Sadly, I'm health conscious and have taken to grilling fat-free spiced chicken sausages (sage, apple, and green chile are good flavorings) and serving them with sliced kosher pickles, fancy mustard, and grilled chiles on a steamed whole-grain bun. It's not the same experience, but I may live longer to enjoy more of them over the long run.

Daniel replies:

I don't think I ate many more than 20 Chicago hot dogs in all the years I lived in Chicago. When the meticulously authentic establishment opened in my current locale, I may have eaten another 10 or fewer, but I struck up a friendship with the proprietor, (who perished, I believe from eating his own product). So when I visited him, I would order a dog sans sausage.
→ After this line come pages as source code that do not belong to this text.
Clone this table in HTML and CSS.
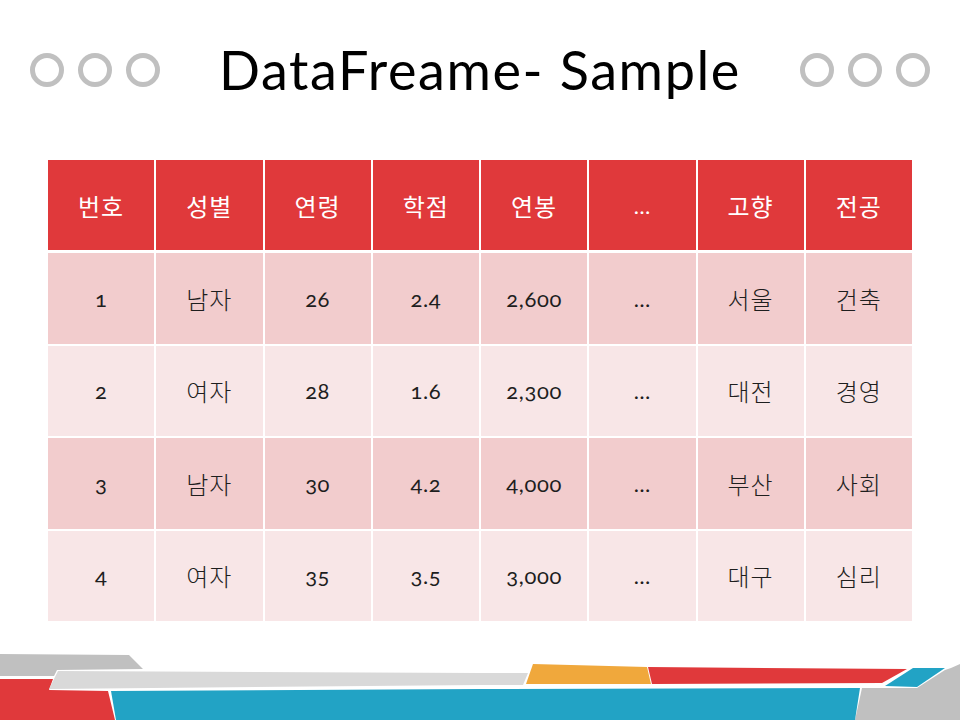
FILE: index.html
```html
<!DOCTYPE html>
<html lang="ko">
<head>
<meta charset="utf-8">
<title>DataFreame- Sample</title>
<link rel="stylesheet" href="styles.css">
</head>
<body>
<div class="slide">
  <header class="top">
    <div class="rings left">
      <span class="ring"></span><span class="ring"></span><span class="ring"></span>
    </div>
    <h1 class="title">DataFreame- Sample</h1>
    <div class="rings right">
      <span class="ring"></span><span class="ring"></span><span class="ring"></span>
    </div>
  </header>

  <div class="grid">
    <div class="cell head">번호</div>
    <div class="cell head">성별</div>
    <div class="cell head">연령</div>
    <div class="cell head">학점</div>
    <div class="cell head">연봉</div>
    <div class="cell head dots">…</div>
    <div class="cell head">고향</div>
    <div class="cell head">전공</div>

    <div class="cell odd num">1</div>
    <div class="cell odd">남자</div>
    <div class="cell odd num">26</div>
    <div class="cell odd num">2.4</div>
    <div class="cell odd num">2,600</div>
    <div class="cell odd num">…</div>
    <div class="cell odd">서울</div>
    <div class="cell odd">건축</div>

    <div class="cell even num">2</div>
    <div class="cell even">여자</div>
    <div class="cell even num">28</div>
    <div class="cell even num">1.6</div>
    <div class="cell even num">2,300</div>
    <div class="cell even num">…</div>
    <div class="cell even">대전</div>
    <div class="cell even">경영</div>

    <div class="cell odd num">3</div>
    <div class="cell odd">남자</div>
    <div class="cell odd num">30</div>
    <div class="cell odd num">4.2</div>
    <div class="cell odd num">4,000</div>
    <div class="cell odd num">…</div>
    <div class="cell odd">부산</div>
    <div class="cell odd">사회</div>

    <div class="cell even num">4</div>
    <div class="cell even">여자</div>
    <div class="cell even num">35</div>
    <div class="cell even num">3.5</div>
    <div class="cell even num">3,000</div>
    <div class="cell even num">…</div>
    <div class="cell even">대구</div>
    <div class="cell even">심리</div>
  </div>

  <svg class="footer" width="960" height="80" viewBox="0 640 960 80" aria-hidden="true">
    <polygon fill="#c0c0c0" points="0,654 129,655 143,669 57,670 54,676 0,676"/>
    <polygon fill="#e0393b" points="0,679 53,679 49,690 108,691 115,720 0,720"/>
    <polygon fill="#d9d9d9" points="58,671 480,673 528,673 523,685 480,685 49,689"/>
    <polygon fill="#f0a83c" points="533,664 647,667 651,684 526,684"/>
    <polygon fill="#e0393b" points="648,667 907,669 882,683 652,684"/>
    <polygon fill="#22a3c5" points="913,668 945,668 917,687 885,686"/>
    <polygon fill="#c0c0c0" points="951,668 960,664 960,720 855,720 862,688 917,688 945,670"/>
    <polygon fill="#22a3c5" points="111,691 480,689 860,688 855,720 116,720"/>
  </svg>
</div>
</body>
</html>
```

FILE: styles.css
```css
html, body {
  margin: 0;
  padding: 0;
  background: #ffffff;
}

.slide {
  position: relative;
  width: 960px;
  height: 720px;
  overflow: hidden;
  font-family: Lato, "Noto Sans CJK KR", sans-serif;
}

.top {
  display: flex;
  align-items: center;
  justify-content: space-between;
  height: 60px;
  padding: 40px 30px 0 30px;
}

.rings {
  display: flex;
  gap: 14px;
}

.ring {
  width: 24px;
  height: 24px;
  border: 5px solid #c0c0c0;
  border-radius: 50%;
}

.title {
  margin: 0;
  font-family: Lato, sans-serif;
  font-weight: 400;
  font-size: 54px;
  line-height: 60px;
  color: #000000;
  letter-spacing: 1.6px;
}

.grid {
  display: grid;
  grid-template-columns: repeat(8, 1fr);
  grid-template-rows: 91px repeat(4, 90.5px);
  column-gap: 2px;
  row-gap: 2px;
  width: 864px;
  margin: 60px 0 0 48px;
}

.cell {
  display: flex;
  align-items: center;
  justify-content: center;
  font-family: "Noto Sans CJK KR", sans-serif;
  font-weight: 300;
  font-size: 24px;
  letter-spacing: 1px;
  color: #1e1e1e;
}

.cell.num,
.cell.dots {
  font-family: Lato, "Noto Sans CJK KR", sans-serif;
  font-weight: 400;
  font-size: 22px;
  letter-spacing: 0.6px;
  font-variant-numeric: oldstyle-nums;
}

.head {
  background: #e0393b;
  color: #ffffff;
  font-weight: 400;
  margin-bottom: 1px;
}

.odd {
  background: #f2cccd;
}

.even {
  background: #f8e6e7;
}

.footer {
  position: absolute;
  left: 0;
  top: 640px;
  display: block;
}
```
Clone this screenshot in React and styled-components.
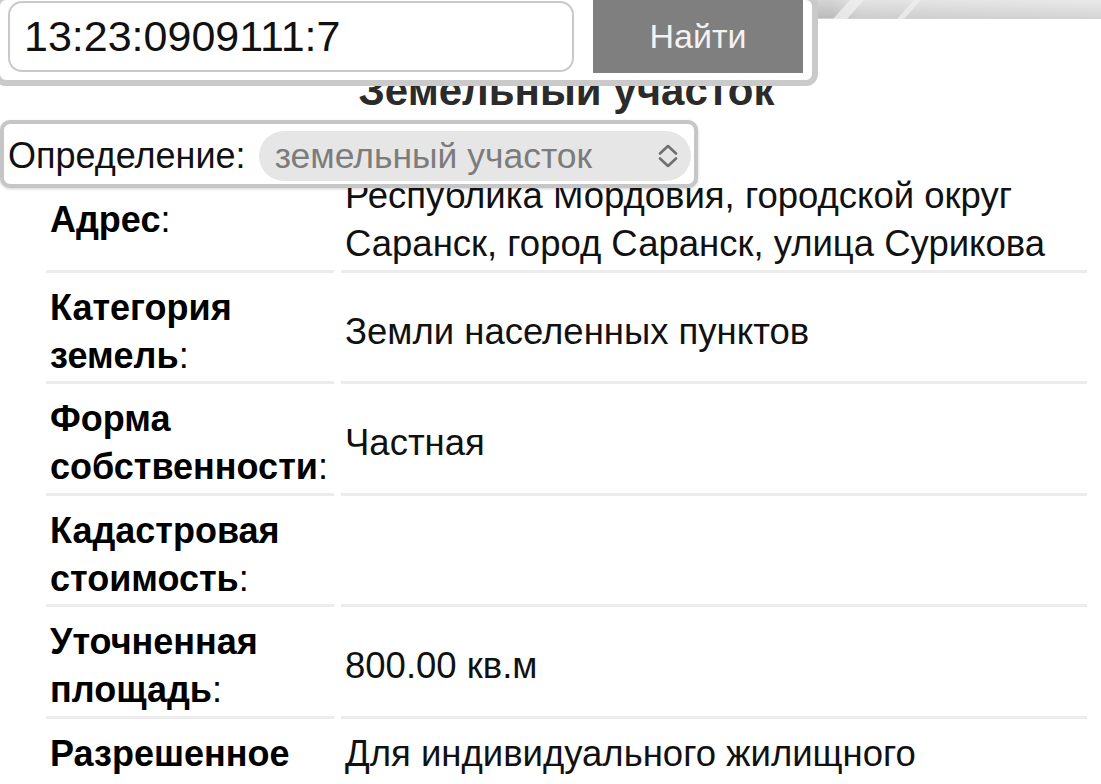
import React from 'react';
import styled, { createGlobalStyle } from 'styled-components';

const GlobalStyle = createGlobalStyle`
  html, body {
    margin: 0;
    padding: 0;
    background: #fff;
  }
  body {
    font-family: "Liberation Sans", Arial, Helvetica, sans-serif;
    color: #000;
    overflow: hidden;
  }
  * {
    box-sizing: border-box;
  }
`;

const Screen = styled.div`
  position: relative;
  width: 1101px;
  height: 784px;
  overflow: hidden;
  background: #fff;
`;

const MapStrip = styled.div`
  height: 19px;
  background:
    linear-gradient(180deg, rgba(255, 255, 255, 0.25), rgba(0, 0, 0, 0.06)),
    linear-gradient(90deg, #bfbfbf 0, #c6c6c6 830px, #dadada 860px, #e2e2e2 1101px);
  border-bottom: 1px solid #d2d2d2;

  svg {
    display: block;
  }
`;

const Content = styled.main`
  margin: 0 14px 0 46px;
`;

const Title = styled.h1`
  margin: 48px 0 0;
  text-align: center;
  font-size: 42px;
  line-height: 48px;
  font-weight: 700;
  color: #2b2b2b;
`;

const InfoTable = styled.div`
  display: grid;
  grid-template-columns: 288px 1fr;
  column-gap: 7px;
  margin-top: 46px;
`;

const Cell = styled.div`
  display: flex;
  align-items: center;
  min-height: 111.5px;
  padding: 11px 0 1.5px 4px;
  border-bottom: 3px solid #ececec;
  font-size: ${(p) => (p.$label ? '36px' : '36.5px')};
  line-height: 48px;
  font-weight: ${(p) => (p.$label ? 700 : 400)};
  color: ${(p) => (p.$label ? '#000' : '#111')};
`;

const Colon = styled.span`
  font-weight: 400;
`;

const SearchPanel = styled.form`
  position: absolute;
  top: -6px;
  left: -6px;
  display: flex;
  align-items: flex-start;
  gap: 19px;
  padding: 0 9px 7px 8px;
  background: #fff;
  border: 6px solid #cacaca;
  border-radius: 12px;
`;

const SearchInput = styled.input`
  width: 566px;
  height: 71px;
  margin-top: 1px;
  padding: 0 14px;
  border: 2px solid #c9c9c9;
  border-radius: 14px;
  background: #fff;
  font-family: "Liberation Sans", Arial, Helvetica, sans-serif;
  font-size: 43px;
  color: #111;
  outline: none;
`;

const FindButton = styled.button`
  width: 210px;
  height: 73px;
  border: none;
  background: #7f7f7f;
  color: #f2f2f2;
  font-family: "Liberation Sans", Arial, Helvetica, sans-serif;
  font-size: 34px;
  padding: 0;
`;

const DefinitionPanel = styled.div`
  position: absolute;
  top: 120px;
  left: 0;
  display: flex;
  align-items: center;
  gap: 13px;
  padding: 7px 3px 3px 4px;
  background: #fff;
  border: 4px solid #c6c6c6;
  border-radius: 10px;
  box-shadow: 0 1px 3px rgba(0, 0, 0, 0.18);
`;

const DefinitionLabel = styled.span`
  font-size: 36px;
  line-height: 48px;
  color: #111;
`;

const SelectBox = styled.div`
  display: flex;
  align-items: center;
  justify-content: space-between;
  width: 432px;
  height: 50px;
  padding: 0 10px 0 16px;
  border-radius: 25px;
  background: #e6e6e6;
  font-size: 35.5px;
  color: #7c7c7c;
`;

function Chevrons() {
  return (
    <svg width="26" height="28" viewBox="0 0 26 28" fill="none">
      <path d="M5 11.5 13 4l8 7.5" stroke="#6f6f6f" strokeWidth="2.6" strokeLinecap="round" strokeLinejoin="round" />
      <path d="M5 16.5 13 24l8-7.5" stroke="#6f6f6f" strokeWidth="2.6" strokeLinecap="round" strokeLinejoin="round" />
    </svg>
  );
}

function StripArt() {
  return (
    <svg width="1101" height="19" viewBox="0 0 1101 19">
      <polygon points="850,0 864,0 847,19 833,19" fill="#efefef" opacity="0.8" />
      <polygon points="914,0 921,0 904,19 897,19" fill="#efefef" opacity="0.75" />
    </svg>
  );
}

const rows = [
  { label: ['Адрес'], value: 'Республика Мордовия, городской округ Саранск, город Саранск, улица Сурикова' },
  { label: ['Категория', 'земель'], value: 'Земли населенных пунктов' },
  { label: ['Форма', 'собственности'], value: 'Частная' },
  { label: ['Кадастровая', 'стоимость'], value: '' },
  { label: ['Уточненная', 'площадь'], value: '800.00 кв.м' },
  { label: ['Разрешенное', 'использование'], value: 'Для индивидуального жилищного строительства' },
];

export default function App() {
  return (
    <Screen>
      <GlobalStyle />
      <MapStrip>
        <StripArt />
      </MapStrip>

      <Content>
        <Title>Земельный участок</Title>
        <InfoTable>
          {rows.map((row) => (
            <React.Fragment key={row.label.join(' ')}>
              <Cell $label>
                <span>
                  {row.label.map((part, i) => (
                    <React.Fragment key={part}>
                      {i > 0 && <br />}
                      {part}
                    </React.Fragment>
                  ))}
                  <Colon>:</Colon>
                </span>
              </Cell>
              <Cell>{row.value}</Cell>
            </React.Fragment>
          ))}
        </InfoTable>
      </Content>

      <SearchPanel onSubmit={(e) => e.preventDefault()}>
        <SearchInput defaultValue="13:23:0909111:7" />
        <FindButton type="submit">Найти</FindButton>
      </SearchPanel>

      <DefinitionPanel>
        <DefinitionLabel>Определение:</DefinitionLabel>
        <SelectBox>
          <span>земельный участок</span>
          <Chevrons />
        </SelectBox>
      </DefinitionPanel>
    </Screen>
  );
}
The other ingredients qualify as food, excepting maybe that bright green relish. As to longing for them...I don't long. It's a literary device. I approve of your less lethal chicken sausage combination.

Rick Rundle

August 26, 2014

Sim sala bim, Danial love that you resurfaced on NPR. As I have gotten older my sharp mind has dulled a bit. But listening to your essays then going to your website has refreshed me like a babe being baptized. Friends of mine Bob Sirott & Marianne Murciano husband & wife on WGN 720 AM, noon show, not Don McNeal, not Paul Harvey but…. Marianne tries to get Bob to eat healthy, and of course Bob likes Chicago hot dogs. Loved your essay, did you know "Brigadoon" was just at the Goodman? You would be great on their show. "And I'll Never forget the day I read a book'. Thanks

Daniel replies:

What is it about hot dogs? When that piece first aired, I got a ridiculous number of emails and calls, people drove from Maine and Pennsylvania to find the hot dog joint I told about. Or is it something about me when I describe food? If I told what I actually eat, would I be inundated with notes from skinny non-leather-sandal-wearing octogenarians with a wild look in their eyes?